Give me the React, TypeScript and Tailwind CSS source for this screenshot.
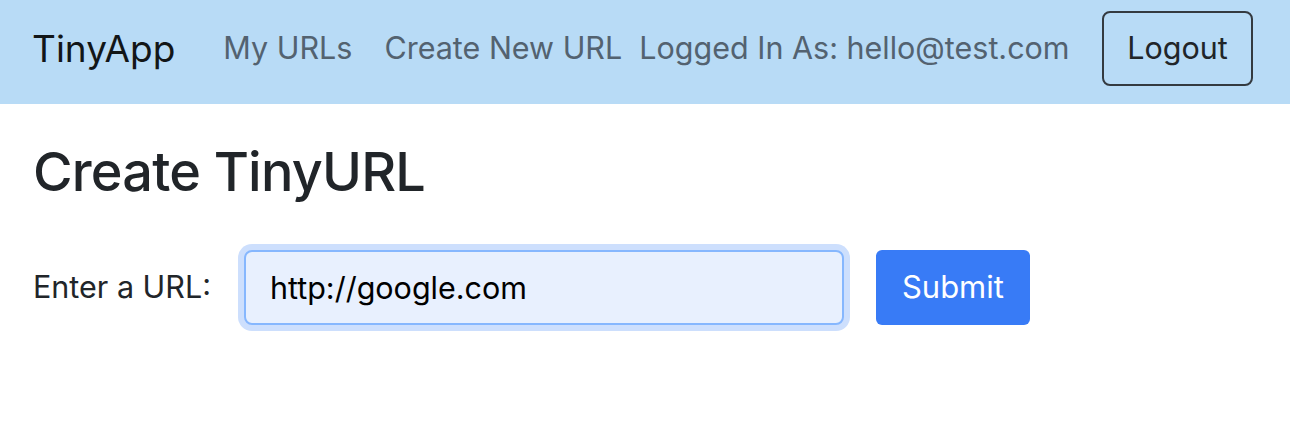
import React from "react";

export default function App() {
  return (
    <div className="min-h-[432px] bg-white font-['Inter','Liberation_Sans',sans-serif]">
      <nav className="flex h-[104px] items-center bg-[#b8dbf6] pb-[8px] pl-[32px] pr-[37px]">
        <span className="text-[37px] leading-none text-[#121618]">TinyApp</span>
        <span className="ml-[48px] text-[30.5px] leading-none text-[#536270]">My URLs</span>
        <span className="ml-[32px] text-[30.5px] leading-none text-[#536270]">Create New URL</span>
        <span className="ml-[17px] text-[30.5px] leading-none text-[#536270]">Logged In As: hello@test.com</span>
        <button className="ml-auto flex h-[75px] w-[151px] items-center justify-center rounded-[8px] border-2 border-[#343a40] text-[30.5px] text-[#212529]">
          Logout
        </button>
      </nav>
      <main className="px-[33px]">
        <h1 className="mt-[34px] text-[54px] font-medium leading-tight tracking-[-0.015em] text-[#212529]">Create TinyURL</h1>
        <form className="mt-[44px] flex items-center" onSubmit={(e) => e.preventDefault()}>
          <label className="text-[30.5px] text-[#212529]">Enter a URL:</label>
          <input
            readOnly
            value="http://google.com"
            className="ml-[33px] h-[75px] w-[600px] rounded-[8px] border-2 border-[#86b7fe] bg-[#e8f0fe] px-[24px] text-[30.5px] text-black shadow-[0_0_0_6px_#cddffd] outline-none"
          />
          <button className="ml-[32px] h-[75px] w-[154px] rounded-[6px] bg-[#387bf6] text-[31px] text-white">
            Submit
          </button>
        </form>
      </main>
    </div>
  );
}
──────────
Transcribe the full listing above exactly, with the images removed.

Give me the React, TypeScript and Tailwind CSS source for this screenshot.
import React from "react";

export default function App() {
  return (
    <div className="min-h-[432px] bg-white font-['Inter','Liberation_Sans',sans-serif]">
      <nav className="flex h-[104px] items-center bg-[#b8dbf6] pb-[8px] pl-[32px] pr-[37px]">
        <span className="text-[37px] leading-none text-[#121618]">TinyApp</span>
        <span className="ml-[48px] text-[30.5px] leading-none text-[#536270]">My URLs</span>
        <span className="ml-[32px] text-[30.5px] leading-none text-[#536270]">Create New URL</span>
        <span className="ml-[17px] text-[30.5px] leading-none text-[#536270]">Logged In As: hello@test.com</span>
        <button className="ml-auto flex h-[75px] w-[151px] items-center justify-center rounded-[8px] border-2 border-[#343a40] text-[30.5px] text-[#212529]">
          Logout
        </button>
      </nav>
      <main className="px-[33px]">
        <h1 className="mt-[34px] text-[54px] font-medium leading-tight tracking-[-0.015em] text-[#212529]">Create TinyURL</h1>
        <form className="mt-[44px] flex items-center" onSubmit={(e) => e.preventDefault()}>
          <label className="text-[30.5px] text-[#212529]">Enter a URL:</label>
          <input
            readOnly
            value="http://google.com"
            className="ml-[33px] h-[75px] w-[600px] rounded-[8px] border-2 border-[#86b7fe] bg-[#e8f0fe] px-[24px] text-[30.5px] text-black shadow-[0_0_0_6px_#cddffd] outline-none"
          />
          <button className="ml-[32px] h-[75px] w-[154px] rounded-[6px] bg-[#387bf6] text-[31px] text-white">
            Submit
          </button>
        </form>
      </main>
    </div>
  );
}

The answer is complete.